Hello FEniCSxers,
I have a general question about finite elements: are there rigorous ways to compare different terms appearing in a PDE or in a weak form?
For example, say we have a heat equation of the form \nabla \cdot (\kappa \nabla T)+q_1(T)+q_2(T)=0, i.e. there is the usual conduction term and additional 2 source terms. What are ways to compare these terms? We can of course compute them and plot them over their mesh/domain, but that would only give a visual clue, not a quantitative answer.
We could compute their L2 norm, or Linfinity norm. Would those be more appropriate?
In which other ways could we compare those terms?
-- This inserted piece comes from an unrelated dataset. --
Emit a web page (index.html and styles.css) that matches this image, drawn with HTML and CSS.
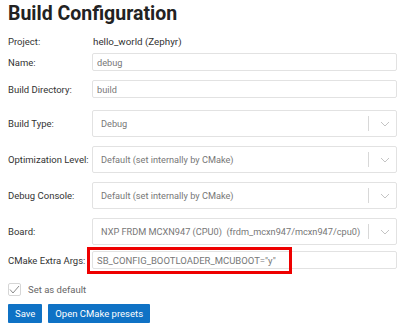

In this specific case, if for example we find that q_1(T) dominates, we could conclude that it is the main term that affects T, the variable we’re solving for. (This motivates the question I ask).
In your context non-dimensionalisation may not be trivial, so you may want to investigate relative coefficients. Analogous to, for example, relative permittivity or relative permeability.
There are much more advanced techniques beyond my skill which you can probably find in an introductory analysis book.
Thanks a lot nate for your reply.
I am not quite sure I fully understand the difference between non dimensionalization and relative coefficients. I think I have tried a way to have relative coefficients, i.e. I found a mathematical inequality that the coefficients in front of the different terms in the PDE have to satisfy for some terms to be as big as \nabla \cdot (\kappa \nabla T), these inequalities come from a non dimensional relationship (very similar to the adimensional thermoelectric figure of merit zT=TS^2/(\kappa \rho)). I guess I could rewrite the PDE in terms of these relationships, i.e. only in terms of z and non-dimensionalized variables. But I didn’t do it yet.
What annoys me a bit is that these are “approximations”, where the geometry cancels out, and I suspect that things can be surprisingly more complicated than this. This is why I wanted to use FEM to inspect the magnitude of the different terms. Maybe I could just evaluate those terms at mesh nodes points and plot some histogram of their value, and their magnitude (or L2 norm). A histogram would be possibly more relevant than a heat map, but there would be a bias in how the points where these terms are evaluated are selected, i.e. non uniformly randomly over the domain. So I am not sure it’s a good metric. Heck, I don’t pretend to reinvent the wheel since I am not qualified enough.
As regards to your last comment, I am surprised that you mentioned analysis. I guess I’ll have to search for “analysis PDE coefficients” or something like this.